5 Sweet French Treats that May Change Your Life
Depending on who you ask, talking about France may conjure images of chic Parisian boutiques, romantic picnics by a river or perhaps snooty waiters in Breton stripes and berets.
One thing that is impossible to contest? The sheer delight that is French cuisine. Between buttery pastries (des pâtisseries), crispy, sweet and savoury crêpes, delectable regional wines (du Vin – 7-8 billion bottles each year, in fact) and somewhere between 350 and 450 distinct types of cheese, what on earth is there not to love?
Perhaps the most difficult part of eating French food is knowing where to start. Together with some foodies from The Bag Broker (who provide custom branded packaging for all kinds of culinary delights), we’ve whittled down a shortlist of the best French puddings that will have you dropping your doughnuts tout suite.
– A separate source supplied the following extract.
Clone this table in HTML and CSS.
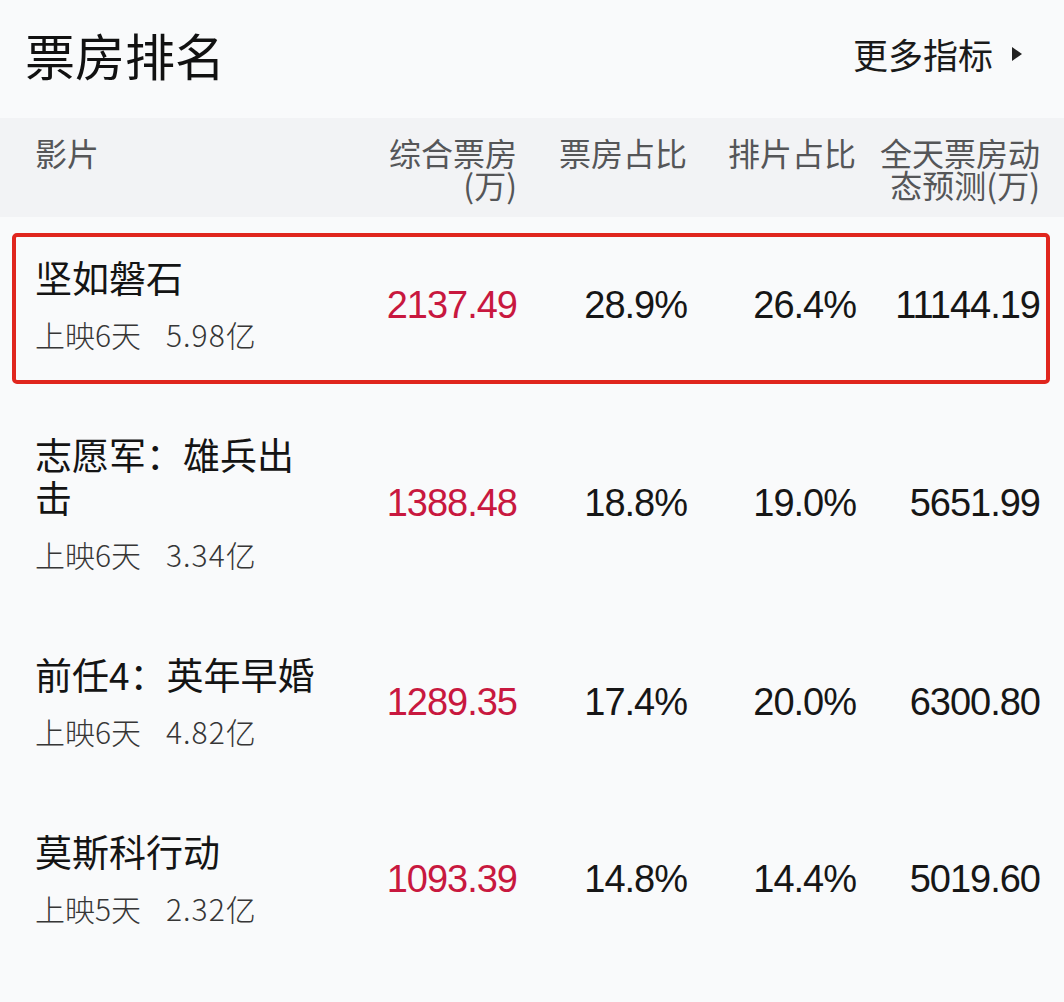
FILE: index.html
```html
<!DOCTYPE html>
<html lang="zh-CN">
<head>
<meta charset="utf-8">
<title>票房排名</title>
<link rel="stylesheet" href="styles.css">
</head>
<body>
<div class="page">
  <div class="top">
    <h1 class="title">票房排名</h1>
    <div class="more">更多指标<span class="tri"></span></div>
  </div>

  <div class="grid thead">
    <div class="film">影片</div>
    <div class="num">综合票房<br>(万)</div>
    <div class="num">票房占比</div>
    <div class="num">排片占比</div>
    <div class="num">全天票房动<br>态预测(万)</div>
  </div>

  <div class="grid row highlight">
    <div class="film">
      <div class="name">坚如磐石</div>
      <div class="sub">上映6天<span class="total">5.98亿</span></div>
    </div>
    <div class="num val red">2137.49</div>
    <div class="num val">28.9%</div>
    <div class="num val">26.4%</div>
    <div class="num val">11144.19</div>
    <div class="mark"></div>
  </div>

  <div class="grid row">
    <div class="film">
      <div class="name">志愿军：雄兵出<br>击</div>
      <div class="sub">上映6天<span class="total">3.34亿</span></div>
    </div>
    <div class="num val red">1388.48</div>
    <div class="num val">18.8%</div>
    <div class="num val">19.0%</div>
    <div class="num val">5651.99</div>
  </div>

  <div class="grid row">
    <div class="film">
      <div class="name">前任4：英年早婚</div>
      <div class="sub">上映6天<span class="total">4.82亿</span></div>
    </div>
    <div class="num val red">1289.35</div>
    <div class="num val">17.4%</div>
    <div class="num val">20.0%</div>
    <div class="num val">6300.80</div>
  </div>

  <div class="grid row">
    <div class="film">
      <div class="name">莫斯科行动</div>
      <div class="sub">上映5天<span class="total">2.32亿</span></div>
    </div>
    <div class="num val red">1093.39</div>
    <div class="num val">14.8%</div>
    <div class="num val">14.4%</div>
    <div class="num val">5019.60</div>
  </div>
</div>
</body>
</html>
```

FILE: styles.css
```css
* { box-sizing: border-box; }
html, body {
  margin: 0;
  padding: 0;
  background: #f9fafb;
}
body {
  font-family: "Noto Sans CJK SC", "Noto Sans", sans-serif;
  color: #161616;
}
.page {
  width: 1064px;
  height: 1002px;
  overflow: hidden;
  background: #f9fafb;
}
.top {
  height: 118px;
  display: flex;
  align-items: center;
  justify-content: space-between;
  padding: 0 42px 10px 25px;
}
.title {
  margin: 0;
  font-size: 50px;
  font-weight: 400;
  line-height: 60px;
  color: #111111;
}
.more {
  display: flex;
  align-items: center;
  font-size: 35px;
  line-height: 40px;
  color: #1a1a1a;
}
.tri {
  width: 0;
  height: 0;
  margin-left: 19px;
  border-top: 7px solid transparent;
  border-bottom: 7px solid transparent;
  border-left: 10px solid #222222;
}
.grid {
  display: grid;
  grid-template-columns: 345px 172px 170px 169px 184px;
  padding-right: 24px;
}
.thead {
  height: 99px;
  padding-top: 18px;
  background: #f2f3f5;
  font-size: 32px;
  line-height: 32px;
  color: #555658;
  align-items: start;
}
.film {
  padding-left: 35px;
}
.num {
  text-align: right;
}
.row {
  position: relative;
  padding: 39px 0 40px;
  align-items: center;
}
.row .film {
  align-self: start;
}
.name {
  font-size: 37px;
  line-height: 43px;
  color: #141414;
}
.sub {
  margin-top: 15px;
  font-size: 30px;
  line-height: 40px;
  color: #363636;
  font-weight: 300;
}
.total {
  margin-left: 25px;
  letter-spacing: 1px;
}
.val {
  font-family: "Liberation Sans", Arial, sans-serif;
  font-size: 38px;
  letter-spacing: -1px;
  color: #161616;
}
.red {
  color: #c8183f;
}
.mark {
  position: absolute;
  top: 16px;
  bottom: 10px;
  left: 12px;
  right: 14px;
  border: 4px solid #e0261e;
  border-radius: 5px;
  pointer-events: none;
}
```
Let’s start with the basics: Crêpes. Fundamentally, you get one from a street stand, and even more important that it’s made fresh (there is nothing less authentic than a pre-made crêpe being warmed up and handed to you. Bleugh.) You should be able to watch the chef make your order from scratch.
At home, you might enjoy your pancakes covered in chocolate spread, fresh fruit or even bacon and maple syrup. To some people, it almost seems like a challenge to come up with the most inventive and delicious ways in which to enjoy a crêpe, but if you’re serious about eating them in the French way, beurre-sucre (sugar and butter) is the only way to go.
We’ve all seen these brightly-coloured little dessert sandwiches that line the windows of any self-respecting cake shop or patisserie, but despite their cute appearance, a shockingly low number of people claim actually to enjoy eating macrons. The mistake here is simple. You do not have good ones.
Not to be confused with macaroons (misshapen coconut-covered lumps), macarons should be meringue-y and airy. So airy, in fact, that you barely notice eating one and end up bankrupting yourself by eating twenty (side note; this is not the French way to do it). Don’t expect them to compare to a loaded milkshake, decadent cupcake or any other absurd monstrosity of a dessert – macarons are dainty, simple and chic.
The drawback of macarons is that you absolutely cannot purchase them from a supermarket, and you should steer clear of overly-gimmicky flavours. They need to be created by an expert with a discerning palette, and it’s essential to enjoy them fresh. You can order these freshly made macrons from parfaitparis.com, which also offer a variety of savoury and sweet dishes made from scratch.
Next on the list has to be madeleines. Rather than ‘simple’ or ‘boring’, I like to think of these small, seashell-shaped sponges (try saying that quickly) as ‘understated’. Originating from Commercy and Liverdun in the Lorraine region, these palm-sized delights are made from a genoise batter, making them both fluffy and buttery all at once.
Madeleine’s are surprisingly simple to make at home. Still, the real joy is in the fact that, unlike macarons, you can actually buy genuinely delicious ones in bulk at the supermarket from the Bonne Maman brand.
Gâteau au yaourt
I was introduced to this recipe as ‘yoghurt cake’, which obviously sounds nowhere near as fancy as it looks in French. Disarmingly simple, gâteau au yaourt is essentially sponge cake that uses a pot of yoghurt (and some oil) in the mixture to add flavour and keep the whole thing moist for much longer than a British recipe might.
It’s so easy to make at home as all of the measurements are based on the size of the yoghurt pot you use, and once you’re comfortable with the basic method you can start to experiment with different flavoured yoghurt for a subtle twist. I’m a huge fan of using toffee or coconut yoghurt, but the French often choose lemon.
Galette des rois
Literally translating as ‘tart of kings’, galette des Rois is a sweet treat you can only really enjoy once a year. A flat, round pastry filled with frangipane (that’s almond paste, kind of like creamy marzipan), it’s traditionally served on January 6th – Twelfth Night – to celebrate the end of the festive season.
While the cake is delicious, the tradition that comes with it is perhaps the best part. Firstly, it’s important to note that every galette des Rois is served under a golden paper crown (literally), and that baked somewhere into its mixture (the cake, not the crown) is a small charm, known as a ‘féve’. Whoever finds the charm in their slice is deemed the king or queen and gets to wear the crown for the rest of the day.